The Day the Chancognie House Almost Burned Down
Like most early American cities, Charleston has a long history of fires both small and large. Wooden buildings in close proximity to each other along with fire-building for cooking and warmth were all too often a combustible combination. The fire of April 27-28, 1838 burned over 500 properties and stopped just down the street from the Chancognie House. The fire of December 11, 1861 started a few blocks south of the house and quickly spread down the peninsula, burning almost 600 properties.

But the Chancognie House had a much closer call on March 14, 1974 when the house next door caught fire. As the picture at the top of this post attests (acquired by a member of the family who owned the Chancognie House at the time), it was quite an inferno. According to an account in the News and Courier, the cause was unknown, but the neighboring house was “extensively damaged” and “the fire, driven by a brisk wind, destroyed the interior of the third floor and badly charred the Adam-style woodwork in one second floor room.” The article asserted that the two-story front piazzas were “so badly damaged they will probably not be salvageable.” This assessment was quite accurate, and the house today has a one-story front piazza – you can still see a second-floor door that would have led to the upper level of the piazza.

Thanks in large part to the efforts of the Charleston Fire Department, the impact on the house here was minimal considering the intensity of the blaze next door. The article noted that the Chancognie House “suffered extensive fire damage to the attic, where a cedar shingle roof, under the tin roof, caught fire.” A later addition at the rear of the house was severely damaged, but fortunately for the main house, “[e]xcept for repairable water damage, most of the house’s interior, with Adam-style woodwork and mantels, escaped harm.”

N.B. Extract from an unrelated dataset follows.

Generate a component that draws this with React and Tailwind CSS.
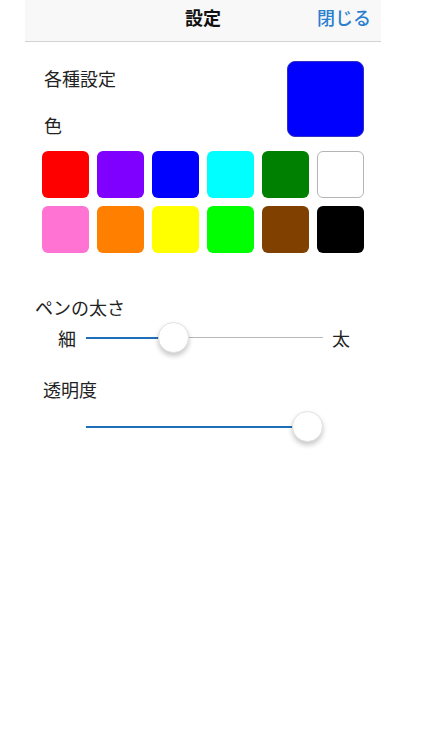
import React from "react";

const colors = [
  "#ff0000", "#8000ff", "#0000ff", "#00ffff", "#008000", "#ffffff",
  "#ff73d2", "#ff8000", "#ffff00", "#00ff00", "#804000", "#000000",
];

const Slider = ({ value }) => {
  // thumb travels inside the track (31px thumb, 237px track)
  const center = 15.5 + value * 206;
  return (
    <div className="relative h-[31px] w-[237px] flex items-center">
      <div className="h-[2px] bg-[#1f6fb8]" style={{ width: center }} />
      <div className="h-[1px] flex-1 bg-[#b8b8b8]" />
      <div
        className="absolute top-0 w-[31px] h-[31px] rounded-full bg-white border border-[#e2e2e2] shadow-[0_3px_5px_rgba(0,0,0,0.22)]"
        style={{ left: center - 15.5 }}
      />
    </div>
  );
};

const App = () => {
  return (
    <div className="min-h-[750px] bg-white font-['Noto_Sans_CJK_JP',sans-serif] text-[#222]">
      <div className="ml-[25px] w-[356px]">
        <div className="h-[42px] bg-[#f8f8f8] border-b border-[#d2d2d2] grid grid-cols-[1fr_auto_1fr] items-start pt-[8px]">
          <div />
          <h1 className="text-[18px] font-bold leading-none text-[#111]">設定</h1>
          <div className="flex justify-end pr-[10px]">
            <button className="text-[18px] font-medium text-[#2a7fcf] leading-none">閉じる</button>
          </div>
        </div>

        <div className="flex justify-between pt-[19px] pl-[19px] pr-[17px]">
          <div className="flex flex-col pt-[5px] gap-[23px] text-[18px] leading-[24px]">
            <p>各種設定</p>
            <p>色</p>
          </div>
          <div className="w-[77px] h-[76px] rounded-[8px] bg-[#0000ff] border border-[#3030c0]" />
        </div>

        <div className="grid grid-cols-[repeat(6,47px)] gap-x-[8px] gap-y-[8px] mt-[14px] ml-[17px]">
          {colors.map((c, i) => (
            <div
              key={i}
              className={"h-[47px] rounded-[6px] " + (c === "#ffffff" ? "border border-[#b5b5b5]" : "")}
              style={{ backgroundColor: c }}
            />
          ))}
        </div>

        <p className="mt-[42px] ml-[10px] text-[18px] leading-[24px]">ペンの太さ</p>
        <div className="flex items-center mt-[3px] ml-[33px]">
          <span className="text-[18px] leading-none w-[28px]">細</span>
          <Slider value={0.35} />
          <span className="text-[18px] leading-none ml-[9px]">太</span>
        </div>

        <p className="mt-[24px] ml-[18px] text-[18px] leading-[24px]">透明度</p>
        <div className="mt-[10px] ml-[61px]">
          <Slider value={1} />
        </div>
      </div>
    </div>
  );
};

export default App;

Another factor in the Chancognie House’s survival – old-growth pine. During the current renovation project here, some of the original framing and shingles were revealed (see photos below). While there was significant charring where the neighboring fire reached the house, old-growth pine is very slow burning, so the original house here survived with minimal damage. The later addition was not so fortunate and the upper floor was eventually removed due to significant fire damage before being replaced in the 1980s. If only these walls could talk!